▶ **JOB**
Write the listing out again, all of it, word for word.

Begin DATA

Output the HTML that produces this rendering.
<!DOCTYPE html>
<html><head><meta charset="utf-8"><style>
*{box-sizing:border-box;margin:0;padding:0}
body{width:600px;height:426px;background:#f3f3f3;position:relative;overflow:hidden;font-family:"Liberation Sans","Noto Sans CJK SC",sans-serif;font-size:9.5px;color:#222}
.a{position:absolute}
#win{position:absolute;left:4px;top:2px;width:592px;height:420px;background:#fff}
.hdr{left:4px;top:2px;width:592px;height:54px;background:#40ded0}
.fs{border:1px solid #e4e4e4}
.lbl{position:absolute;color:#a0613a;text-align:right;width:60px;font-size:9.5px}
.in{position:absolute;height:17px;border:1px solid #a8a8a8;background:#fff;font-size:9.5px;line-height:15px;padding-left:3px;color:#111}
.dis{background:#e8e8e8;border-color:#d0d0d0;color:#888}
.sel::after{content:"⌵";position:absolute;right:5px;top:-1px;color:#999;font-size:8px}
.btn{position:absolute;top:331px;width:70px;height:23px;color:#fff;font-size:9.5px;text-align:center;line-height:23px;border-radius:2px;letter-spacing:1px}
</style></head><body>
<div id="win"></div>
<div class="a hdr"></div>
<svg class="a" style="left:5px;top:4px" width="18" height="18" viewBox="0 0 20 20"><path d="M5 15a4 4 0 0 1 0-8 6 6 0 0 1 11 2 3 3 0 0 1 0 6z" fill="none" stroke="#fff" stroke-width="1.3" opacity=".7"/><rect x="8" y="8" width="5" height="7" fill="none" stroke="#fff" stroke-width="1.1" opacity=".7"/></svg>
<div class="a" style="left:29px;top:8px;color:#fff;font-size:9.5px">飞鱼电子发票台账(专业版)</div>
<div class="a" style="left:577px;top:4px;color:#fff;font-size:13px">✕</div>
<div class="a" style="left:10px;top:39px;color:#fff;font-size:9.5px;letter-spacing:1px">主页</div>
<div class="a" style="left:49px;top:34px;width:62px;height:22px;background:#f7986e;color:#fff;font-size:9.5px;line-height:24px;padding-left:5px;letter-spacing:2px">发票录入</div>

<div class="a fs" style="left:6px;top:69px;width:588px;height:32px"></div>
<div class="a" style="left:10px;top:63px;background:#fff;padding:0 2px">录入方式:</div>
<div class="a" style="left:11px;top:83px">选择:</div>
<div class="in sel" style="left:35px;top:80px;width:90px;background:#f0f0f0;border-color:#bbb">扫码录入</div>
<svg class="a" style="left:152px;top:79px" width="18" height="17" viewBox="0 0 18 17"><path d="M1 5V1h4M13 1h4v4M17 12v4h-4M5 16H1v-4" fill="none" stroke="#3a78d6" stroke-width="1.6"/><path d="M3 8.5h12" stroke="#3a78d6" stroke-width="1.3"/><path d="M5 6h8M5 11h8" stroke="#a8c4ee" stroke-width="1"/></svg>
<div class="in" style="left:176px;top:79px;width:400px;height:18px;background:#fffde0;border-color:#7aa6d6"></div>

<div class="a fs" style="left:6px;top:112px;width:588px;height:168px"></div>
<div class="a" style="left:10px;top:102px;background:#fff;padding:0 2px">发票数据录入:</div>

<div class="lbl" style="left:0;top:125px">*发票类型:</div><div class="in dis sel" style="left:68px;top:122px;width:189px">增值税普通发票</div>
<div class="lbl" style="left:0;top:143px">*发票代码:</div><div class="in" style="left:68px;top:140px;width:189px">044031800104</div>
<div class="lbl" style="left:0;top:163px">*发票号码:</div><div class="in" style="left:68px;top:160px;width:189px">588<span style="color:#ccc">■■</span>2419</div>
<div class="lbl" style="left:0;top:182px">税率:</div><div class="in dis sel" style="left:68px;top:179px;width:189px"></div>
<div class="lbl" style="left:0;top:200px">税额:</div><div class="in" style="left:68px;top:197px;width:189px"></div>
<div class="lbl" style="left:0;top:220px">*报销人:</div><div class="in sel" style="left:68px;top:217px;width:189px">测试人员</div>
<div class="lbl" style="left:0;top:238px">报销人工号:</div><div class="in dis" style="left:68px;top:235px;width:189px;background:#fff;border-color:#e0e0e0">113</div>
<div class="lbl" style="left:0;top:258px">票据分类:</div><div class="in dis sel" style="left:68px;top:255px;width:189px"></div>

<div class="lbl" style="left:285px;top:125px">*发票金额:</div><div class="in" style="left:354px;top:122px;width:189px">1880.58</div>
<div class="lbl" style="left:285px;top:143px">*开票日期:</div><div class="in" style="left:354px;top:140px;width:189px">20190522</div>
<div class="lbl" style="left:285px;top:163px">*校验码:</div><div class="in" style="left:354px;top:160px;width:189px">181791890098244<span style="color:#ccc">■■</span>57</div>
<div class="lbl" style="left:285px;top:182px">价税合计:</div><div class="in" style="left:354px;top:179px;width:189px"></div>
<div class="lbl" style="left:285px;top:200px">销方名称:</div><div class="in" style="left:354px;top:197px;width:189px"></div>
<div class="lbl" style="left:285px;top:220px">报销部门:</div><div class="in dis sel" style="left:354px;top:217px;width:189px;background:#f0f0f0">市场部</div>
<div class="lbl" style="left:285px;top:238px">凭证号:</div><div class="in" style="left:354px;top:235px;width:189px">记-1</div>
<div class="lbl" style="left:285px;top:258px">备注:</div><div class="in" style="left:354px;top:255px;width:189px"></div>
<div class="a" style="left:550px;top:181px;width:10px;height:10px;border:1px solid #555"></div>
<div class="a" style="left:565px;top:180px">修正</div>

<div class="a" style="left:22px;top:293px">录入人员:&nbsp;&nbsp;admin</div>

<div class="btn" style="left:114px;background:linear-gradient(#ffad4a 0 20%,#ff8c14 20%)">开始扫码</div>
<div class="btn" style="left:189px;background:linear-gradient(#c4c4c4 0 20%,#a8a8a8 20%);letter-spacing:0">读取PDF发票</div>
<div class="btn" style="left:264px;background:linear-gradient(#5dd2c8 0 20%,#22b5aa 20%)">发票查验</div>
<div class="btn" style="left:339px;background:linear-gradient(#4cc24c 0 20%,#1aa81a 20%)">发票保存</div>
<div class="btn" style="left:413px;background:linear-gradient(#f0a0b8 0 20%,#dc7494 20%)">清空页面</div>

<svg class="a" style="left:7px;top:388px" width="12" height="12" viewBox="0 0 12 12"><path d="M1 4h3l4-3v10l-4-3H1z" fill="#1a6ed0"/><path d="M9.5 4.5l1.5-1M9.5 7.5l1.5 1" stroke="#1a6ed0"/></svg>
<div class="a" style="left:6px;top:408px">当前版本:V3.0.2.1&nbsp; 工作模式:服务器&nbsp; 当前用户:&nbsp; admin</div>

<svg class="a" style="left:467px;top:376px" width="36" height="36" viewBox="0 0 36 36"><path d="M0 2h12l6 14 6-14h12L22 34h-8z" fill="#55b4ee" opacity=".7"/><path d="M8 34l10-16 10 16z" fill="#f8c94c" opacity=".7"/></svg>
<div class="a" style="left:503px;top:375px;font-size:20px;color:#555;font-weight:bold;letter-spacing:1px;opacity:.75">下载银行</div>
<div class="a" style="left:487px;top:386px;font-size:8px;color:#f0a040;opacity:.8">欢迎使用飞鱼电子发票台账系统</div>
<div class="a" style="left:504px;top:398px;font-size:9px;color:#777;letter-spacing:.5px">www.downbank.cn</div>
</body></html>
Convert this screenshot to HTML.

End DATA

▶ **TASK SOLUTION**
Output the HTML that produces this rendering.
<!DOCTYPE html>
<html><head><meta charset="utf-8"><style>
*{box-sizing:border-box;margin:0;padding:0}
body{width:600px;height:426px;background:#f3f3f3;position:relative;overflow:hidden;font-family:"Liberation Sans","Noto Sans CJK SC",sans-serif;font-size:9.5px;color:#222}
.a{position:absolute}
#win{position:absolute;left:4px;top:2px;width:592px;height:420px;background:#fff}
.hdr{left:4px;top:2px;width:592px;height:54px;background:#40ded0}
.fs{border:1px solid #e4e4e4}
.lbl{position:absolute;color:#a0613a;text-align:right;width:60px;font-size:9.5px}
.in{position:absolute;height:17px;border:1px solid #a8a8a8;background:#fff;font-size:9.5px;line-height:15px;padding-left:3px;color:#111}
.dis{background:#e8e8e8;border-color:#d0d0d0;color:#888}
.sel::after{content:"⌵";position:absolute;right:5px;top:-1px;color:#999;font-size:8px}
.btn{position:absolute;top:331px;width:70px;height:23px;color:#fff;font-size:9.5px;text-align:center;line-height:23px;border-radius:2px;letter-spacing:1px}
</style></head><body>
<div id="win"></div>
<div class="a hdr"></div>
<svg class="a" style="left:5px;top:4px" width="18" height="18" viewBox="0 0 20 20"><path d="M5 15a4 4 0 0 1 0-8 6 6 0 0 1 11 2 3 3 0 0 1 0 6z" fill="none" stroke="#fff" stroke-width="1.3" opacity=".7"/><rect x="8" y="8" width="5" height="7" fill="none" stroke="#fff" stroke-width="1.1" opacity=".7"/></svg>
<div class="a" style="left:29px;top:8px;color:#fff;font-size:9.5px">飞鱼电子发票台账(专业版)</div>
<div class="a" style="left:577px;top:4px;color:#fff;font-size:13px">✕</div>
<div class="a" style="left:10px;top:39px;color:#fff;font-size:9.5px;letter-spacing:1px">主页</div>
<div class="a" style="left:49px;top:34px;width:62px;height:22px;background:#f7986e;color:#fff;font-size:9.5px;line-height:24px;padding-left:5px;letter-spacing:2px">发票录入</div>

<div class="a fs" style="left:6px;top:69px;width:588px;height:32px"></div>
<div class="a" style="left:10px;top:63px;background:#fff;padding:0 2px">录入方式:</div>
<div class="a" style="left:11px;top:83px">选择:</div>
<div class="in sel" style="left:35px;top:80px;width:90px;background:#f0f0f0;border-color:#bbb">扫码录入</div>
<svg class="a" style="left:152px;top:79px" width="18" height="17" viewBox="0 0 18 17"><path d="M1 5V1h4M13 1h4v4M17 12v4h-4M5 16H1v-4" fill="none" stroke="#3a78d6" stroke-width="1.6"/><path d="M3 8.5h12" stroke="#3a78d6" stroke-width="1.3"/><path d="M5 6h8M5 11h8" stroke="#a8c4ee" stroke-width="1"/></svg>
<div class="in" style="left:176px;top:79px;width:400px;height:18px;background:#fffde0;border-color:#7aa6d6"></div>

<div class="a fs" style="left:6px;top:112px;width:588px;height:168px"></div>
<div class="a" style="left:10px;top:102px;background:#fff;padding:0 2px">发票数据录入:</div>

<div class="lbl" style="left:0;top:125px">*发票类型:</div><div class="in dis sel" style="left:68px;top:122px;width:189px">增值税普通发票</div>
<div class="lbl" style="left:0;top:143px">*发票代码:</div><div class="in" style="left:68px;top:140px;width:189px">044031800104</div>
<div class="lbl" style="left:0;top:163px">*发票号码:</div><div class="in" style="left:68px;top:160px;width:189px">588<span style="color:#ccc">■■</span>2419</div>
<div class="lbl" style="left:0;top:182px">税率:</div><div class="in dis sel" style="left:68px;top:179px;width:189px"></div>
<div class="lbl" style="left:0;top:200px">税额:</div><div class="in" style="left:68px;top:197px;width:189px"></div>
<div class="lbl" style="left:0;top:220px">*报销人:</div><div class="in sel" style="left:68px;top:217px;width:189px">测试人员</div>
<div class="lbl" style="left:0;top:238px">报销人工号:</div><div class="in dis" style="left:68px;top:235px;width:189px;background:#fff;border-color:#e0e0e0">113</div>
<div class="lbl" style="left:0;top:258px">票据分类:</div><div class="in dis sel" style="left:68px;top:255px;width:189px"></div>

<div class="lbl" style="left:285px;top:125px">*发票金额:</div><div class="in" style="left:354px;top:122px;width:189px">1880.58</div>
<div class="lbl" style="left:285px;top:143px">*开票日期:</div><div class="in" style="left:354px;top:140px;width:189px">20190522</div>
<div class="lbl" style="left:285px;top:163px">*校验码:</div><div class="in" style="left:354px;top:160px;width:189px">181791890098244<span style="color:#ccc">■■</span>57</div>
<div class="lbl" style="left:285px;top:182px">价税合计:</div><div class="in" style="left:354px;top:179px;width:189px"></div>
<div class="lbl" style="left:285px;top:200px">销方名称:</div><div class="in" style="left:354px;top:197px;width:189px"></div>
<div class="lbl" style="left:285px;top:220px">报销部门:</div><div class="in dis sel" style="left:354px;top:217px;width:189px;background:#f0f0f0">市场部</div>
<div class="lbl" style="left:285px;top:238px">凭证号:</div><div class="in" style="left:354px;top:235px;width:189px">记-1</div>
<div class="lbl" style="left:285px;top:258px">备注:</div><div class="in" style="left:354px;top:255px;width:189px"></div>
<div class="a" style="left:550px;top:181px;width:10px;height:10px;border:1px solid #555"></div>
<div class="a" style="left:565px;top:180px">修正</div>

<div class="a" style="left:22px;top:293px">录入人员:&nbsp;&nbsp;admin</div>

<div class="btn" style="left:114px;background:linear-gradient(#ffad4a 0 20%,#ff8c14 20%)">开始扫码</div>
<div class="btn" style="left:189px;background:linear-gradient(#c4c4c4 0 20%,#a8a8a8 20%);letter-spacing:0">读取PDF发票</div>
<div class="btn" style="left:264px;background:linear-gradient(#5dd2c8 0 20%,#22b5aa 20%)">发票查验</div>
<div class="btn" style="left:339px;background:linear-gradient(#4cc24c 0 20%,#1aa81a 20%)">发票保存</div>
<div class="btn" style="left:413px;background:linear-gradient(#f0a0b8 0 20%,#dc7494 20%)">清空页面</div>

<svg class="a" style="left:7px;top:388px" width="12" height="12" viewBox="0 0 12 12"><path d="M1 4h3l4-3v10l-4-3H1z" fill="#1a6ed0"/><path d="M9.5 4.5l1.5-1M9.5 7.5l1.5 1" stroke="#1a6ed0"/></svg>
<div class="a" style="left:6px;top:408px">当前版本:V3.0.2.1&nbsp; 工作模式:服务器&nbsp; 当前用户:&nbsp; admin</div>

<svg class="a" style="left:467px;top:376px" width="36" height="36" viewBox="0 0 36 36"><path d="M0 2h12l6 14 6-14h12L22 34h-8z" fill="#55b4ee" opacity=".7"/><path d="M8 34l10-16 10 16z" fill="#f8c94c" opacity=".7"/></svg>
<div class="a" style="left:503px;top:375px;font-size:20px;color:#555;font-weight:bold;letter-spacing:1px;opacity:.75">下载银行</div>
<div class="a" style="left:487px;top:386px;font-size:8px;color:#f0a040;opacity:.8">欢迎使用飞鱼电子发票台账系统</div>
<div class="a" style="left:504px;top:398px;font-size:9px;color:#777;letter-spacing:.5px">www.downbank.cn</div>
</body></html>
Convert this screenshot to HTML.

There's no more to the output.